US 12,140,913 B2
	Control device, unmanned system, control method, and program
Yasuo Fujishima, Tokyo (JP); and Natsuki Matsunami, Tokyo (JP)
Assigned to MITSUBISHI HEAVY INDUSTRIES, LTD., Tokyo (JP)
Appl. No. 16/652,506
Filed by MITSUBISHI HEAVY INDUSTRIES, LTD., Tokyo (JP)
PCT Filed Nov. 2, 2018, PCT No. PCT/JP2018/040865 § 371(c)(1), (2) Date Mar. 31, 2020, PCT Pub. No. WO2019/111608, PCT Pub. Date Jun. 13, 2019.
Claims priority of application No. 2017-236475 (JP), filed on Dec. 8, 2017.
Prior Publication US 2020/0285202 A1, Sep. 10, 2020
Int. Cl. G06N 3/08 (2023.01); G05B 13/02 (2006.01); G06N 3/045 (2023.01); G06N 3/042 (2023.01); G06N 20/00 (2019.01)
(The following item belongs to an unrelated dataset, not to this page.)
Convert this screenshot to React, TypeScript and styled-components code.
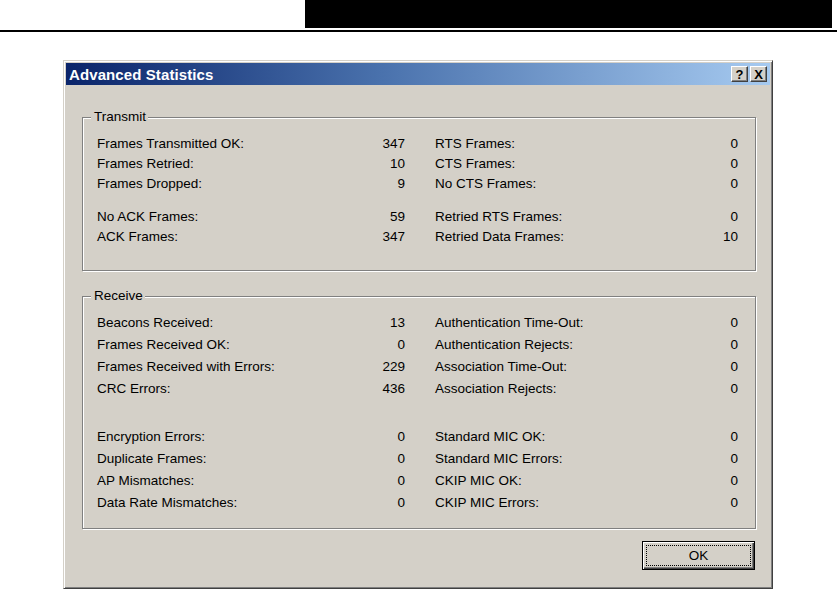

CPC G05B 13/027 (2013.01) [G06N 3/045 (2023.01); G06N 3/08 (2013.01); G06N 3/042 (2023.01); G06N 20/00 (2019.01)]

8 Claims

1. A control device comprising:

a non-transitory tangible medium;

a processor configured to execute a program stored in the non-transitory tangible medium to cause the control device to:

acquire, from a sensor, environment information, wherein the environment information comprises a state information of an apparatus and a state of an operation environment of the apparatus, wherein the apparatus is a moving object which is unmanned, and wherein the sensor includes a detection sensor that detects an obstacle and a position sensor that measures a position of the apparatus;

select an action scheme of the apparatus based on a rule base using the state information or the state of the environment;

calculate a parameter for determining content of an action in the action scheme on the basis of any of the environment information inputted to an actor neural network of a learning model;

output a control signal to the apparatus based on the parameter, wherein the control signal causes the apparatus to execute the action;

evaluate, by a critic neural network of the learning model, the action based on a value of the parameter;

update the learning model on the basis of the evaluation, wherein the updating the learning model comprises learning the action of the apparatus executing using the parameter and the evaluation;

update the actor neural network and the critic neural network by a deep deterministic policy gradient (DDPG);

detect a presence of the obstacle based on information detected by the detection sensor;

select an action of avoiding the obstacle, as the action scheme, if the obstacle is detected, and to select an action of causing the apparatus to proceed straight along a route to a destination, as the action scheme, if the obstacle is not detected;

in response to selection of the action of avoiding the obstacle, calculate a parameter indicating an avoidance route of avoiding the obstacle on the basis of the position of the apparatus measured by the position sensor and a distance to the obstacle detected by the detection sensor, wherein the parameter indicating the avoidance route is calculated as a correction amount for an initial value which corresponds to the distance to the obstacle as indicated in an initial table; and

cause the apparatus to move along the avoidance route indicated by the parameter calculated if the action of avoiding the obstacle is selected, and to cause the apparatus to move along the route to the destination if the action of causing the apparatus to proceed straight is selected.